§ **Given request**
Produce an exact transcription of the listing below, omitting the pictures.

§ **Recorded data**

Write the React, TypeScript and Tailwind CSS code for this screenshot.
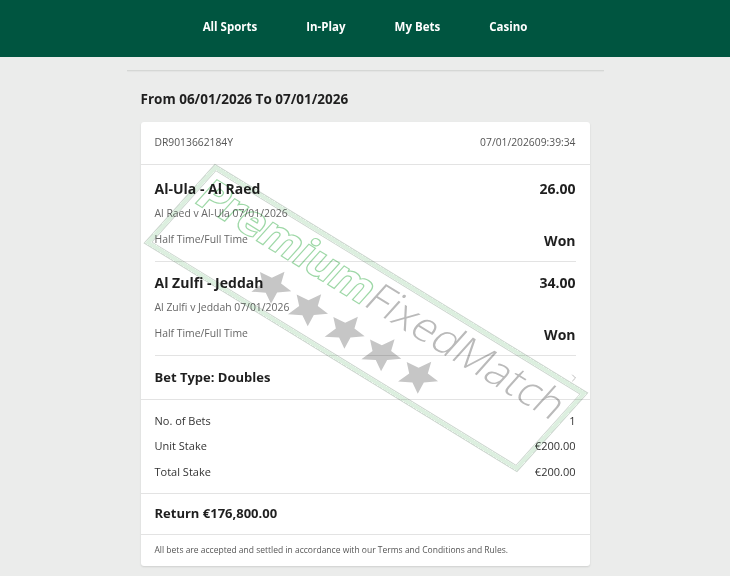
import { ChevronRight } from "lucide-react";

const selections = [
  { title: "Al-Ula - Al Raed", odds: "26.00", event: "Al Raed v Al-Ula 07/01/2026", market: "Half Time/Full Time", result: "Won" },
  { title: "Al Zulfi - Jeddah", odds: "34.00", event: "Al Zulfi v Jeddah 07/01/2026", market: "Half Time/Full Time", result: "Won" },
];

const stakes = [
  ["No. of Bets", "1"],
  ["Unit Stake", "€200.00"],
  ["Total Stake", "€200.00"],
];

const Star = () => (
  <svg width="42" height="42" viewBox="0 0 24 24">
    <path d="M12 1.5l3.1 6.9 7.4.7-5.6 5 1.7 7.4L12 17.6l-6.6 3.9 1.7-7.4-5.6-5 7.4-.7z" fill="#c6c6c6" />
  </svg>
);

// watermark stamped over the slip
const Watermark = () => (
  <div className="absolute left-[215px] top-[165px] w-[436px] h-[105px] origin-top-left [transform:matrix(0.853,0.523,-0.667,0.743,0,0)] pointer-events-none mix-blend-multiply">
    <div className="w-full h-full border-[4px] border-[#dcefdf] shadow-[0_0_0_1px_#cdd6cf,inset_0_0_0_1px_#cdd6cf]">
      <div className="flex items-baseline pl-[4px] text-[43px] leading-[46px]">
        <span className="font-bold text-white [-webkit-text-stroke:2.5px_#9ed8a7] [paint-order:stroke_fill]">Premium</span>
        <span className="font-light text-[#bababa]">FixedMatch</span>
      </div>
      <div className="flex ml-[100px] mt-[3px] gap-[1px]">
        <Star />
        <Star />
        <Star />
        <Star />
        <Star />
      </div>
    </div>
  </div>
);

export default function App() {
  return (
    <div className="relative min-h-[576px] bg-[#ebeceb] font-['Open_Sans',sans-serif] text-[#1f1f1f] overflow-hidden">
      <header className="h-[57px] bg-[#005540] flex items-center justify-center gap-[49px] text-white text-[11.5px] font-bold pb-[3px]">
        <span>All Sports</span>
        <span>In-Play</span>
        <span>My Bets</span>
        <span>Casino</span>
      </header>

      <div className="w-[477px] mx-auto mt-[13px]">
        <div className="h-px bg-[#d5d7d5] shadow-[0_1px_1px_rgba(0,0,0,0.04)]" />
        <h2 className="pt-[19px] pb-[13px] pl-[14px] leading-[19px] text-[13.5px] font-bold">From 06/01/2026 To 07/01/2026</h2>

        <div className="mx-[14px] bg-white rounded-[3px] shadow-[0_1px_2px_rgba(0,0,0,0.12)]">
          <div className="h-[43px] px-[14px] flex items-center justify-between text-[10.3px] text-[#555] border-b border-[#e3e3e3]">
            <span>DR9013662184Y</span>
            <span>07/01/202609:39:34</span>
          </div>

          {selections.map((s, i) => (
            <div key={s.title} className={i === 0 ? "px-[14px] pt-[10px]" : "px-[14px] pt-[7px]"}>
              <div className="h-[26px] flex items-center justify-between text-[14px] font-bold">
                <span>{s.title}</span>
                <span>{s.odds}</span>
              </div>
              <div className="h-[26px] flex items-center text-[10.4px] text-[#666]">{s.event}</div>
              <div className="h-[26px] flex items-center justify-between">
                <span className="text-[10.4px] text-[#666]">{s.market}</span>
                <span className="text-[14px] font-bold">{s.result}</span>
              </div>
              <div className="pb-[8px] border-b border-[#e3e3e3]" />
            </div>
          ))}

          <div className="h-[44px] px-[14px] flex items-center justify-between border-b border-[#e3e3e3]">
            <span className="text-[13px] font-bold">Bet Type: Doubles</span>
            <ChevronRight size={12} strokeWidth={1.3} className="text-[#999] -mr-[4px]" />
          </div>

          <div className="px-[14px] pt-[8px] pb-[8px] border-b border-[#e3e3e3]">
            {stakes.map(([label, value]) => (
              <div key={label} className="h-[25.5px] flex items-center justify-between text-[11px] text-[#333]">
                <span>{label}</span>
                <span>{value}</span>
              </div>
            ))}
          </div>

          <div className="h-[41px] px-[14px] flex items-center text-[13px] font-bold border-b border-[#e3e3e3]">
            Return €176,800.00
          </div>

          <div className="h-[31px] px-[14px] flex items-center text-[8.5px] text-[#555]">
            All bets are accepted and settled in accordance with our Terms and Conditions and Rules.
          </div>
        </div>
      </div>

      <Watermark />
    </div>
  );
}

§ **Result of the exercise**
Write the React, TypeScript and Tailwind CSS code for this screenshot.
import { ChevronRight } from "lucide-react";

const selections = [
  { title: "Al-Ula - Al Raed", odds: "26.00", event: "Al Raed v Al-Ula 07/01/2026", market: "Half Time/Full Time", result: "Won" },
  { title: "Al Zulfi - Jeddah", odds: "34.00", event: "Al Zulfi v Jeddah 07/01/2026", market: "Half Time/Full Time", result: "Won" },
];

const stakes = [
  ["No. of Bets", "1"],
  ["Unit Stake", "€200.00"],
  ["Total Stake", "€200.00"],
];

const Star = () => (
  <svg width="42" height="42" viewBox="0 0 24 24">
    <path d="M12 1.5l3.1 6.9 7.4.7-5.6 5 1.7 7.4L12 17.6l-6.6 3.9 1.7-7.4-5.6-5 7.4-.7z" fill="#c6c6c6" />
  </svg>
);

// watermark stamped over the slip
const Watermark = () => (
  <div className="absolute left-[215px] top-[165px] w-[436px] h-[105px] origin-top-left [transform:matrix(0.853,0.523,-0.667,0.743,0,0)] pointer-events-none mix-blend-multiply">
    <div className="w-full h-full border-[4px] border-[#dcefdf] shadow-[0_0_0_1px_#cdd6cf,inset_0_0_0_1px_#cdd6cf]">
      <div className="flex items-baseline pl-[4px] text-[43px] leading-[46px]">
        <span className="font-bold text-white [-webkit-text-stroke:2.5px_#9ed8a7] [paint-order:stroke_fill]">Premium</span>
        <span className="font-light text-[#bababa]">FixedMatch</span>
      </div>
      <div className="flex ml-[100px] mt-[3px] gap-[1px]">
        <Star />
        <Star />
        <Star />
        <Star />
        <Star />
      </div>
    </div>
  </div>
);

export default function App() {
  return (
    <div className="relative min-h-[576px] bg-[#ebeceb] font-['Open_Sans',sans-serif] text-[#1f1f1f] overflow-hidden">
      <header className="h-[57px] bg-[#005540] flex items-center justify-center gap-[49px] text-white text-[11.5px] font-bold pb-[3px]">
        <span>All Sports</span>
        <span>In-Play</span>
        <span>My Bets</span>
        <span>Casino</span>
      </header>

      <div className="w-[477px] mx-auto mt-[13px]">
        <div className="h-px bg-[#d5d7d5] shadow-[0_1px_1px_rgba(0,0,0,0.04)]" />
        <h2 className="pt-[19px] pb-[13px] pl-[14px] leading-[19px] text-[13.5px] font-bold">From 06/01/2026 To 07/01/2026</h2>

        <div className="mx-[14px] bg-white rounded-[3px] shadow-[0_1px_2px_rgba(0,0,0,0.12)]">
          <div className="h-[43px] px-[14px] flex items-center justify-between text-[10.3px] text-[#555] border-b border-[#e3e3e3]">
            <span>DR9013662184Y</span>
            <span>07/01/202609:39:34</span>
          </div>

          {selections.map((s, i) => (
            <div key={s.title} className={i === 0 ? "px-[14px] pt-[10px]" : "px-[14px] pt-[7px]"}>
              <div className="h-[26px] flex items-center justify-between text-[14px] font-bold">
                <span>{s.title}</span>
                <span>{s.odds}</span>
              </div>
              <div className="h-[26px] flex items-center text-[10.4px] text-[#666]">{s.event}</div>
              <div className="h-[26px] flex items-center justify-between">
                <span className="text-[10.4px] text-[#666]">{s.market}</span>
                <span className="text-[14px] font-bold">{s.result}</span>
              </div>
              <div className="pb-[8px] border-b border-[#e3e3e3]" />
            </div>
          ))}

          <div className="h-[44px] px-[14px] flex items-center justify-between border-b border-[#e3e3e3]">
            <span className="text-[13px] font-bold">Bet Type: Doubles</span>
            <ChevronRight size={12} strokeWidth={1.3} className="text-[#999] -mr-[4px]" />
          </div>

          <div className="px-[14px] pt-[8px] pb-[8px] border-b border-[#e3e3e3]">
            {stakes.map(([label, value]) => (
              <div key={label} className="h-[25.5px] flex items-center justify-between text-[11px] text-[#333]">
                <span>{label}</span>
                <span>{value}</span>
              </div>
            ))}
          </div>

          <div className="h-[41px] px-[14px] flex items-center text-[13px] font-bold border-b border-[#e3e3e3]">
            Return €176,800.00
          </div>

          <div className="h-[31px] px-[14px] flex items-center text-[8.5px] text-[#555]">
            All bets are accepted and settled in accordance with our Terms and Conditions and Rules.
          </div>
        </div>
      </div>

      <Watermark />
    </div>
  );
}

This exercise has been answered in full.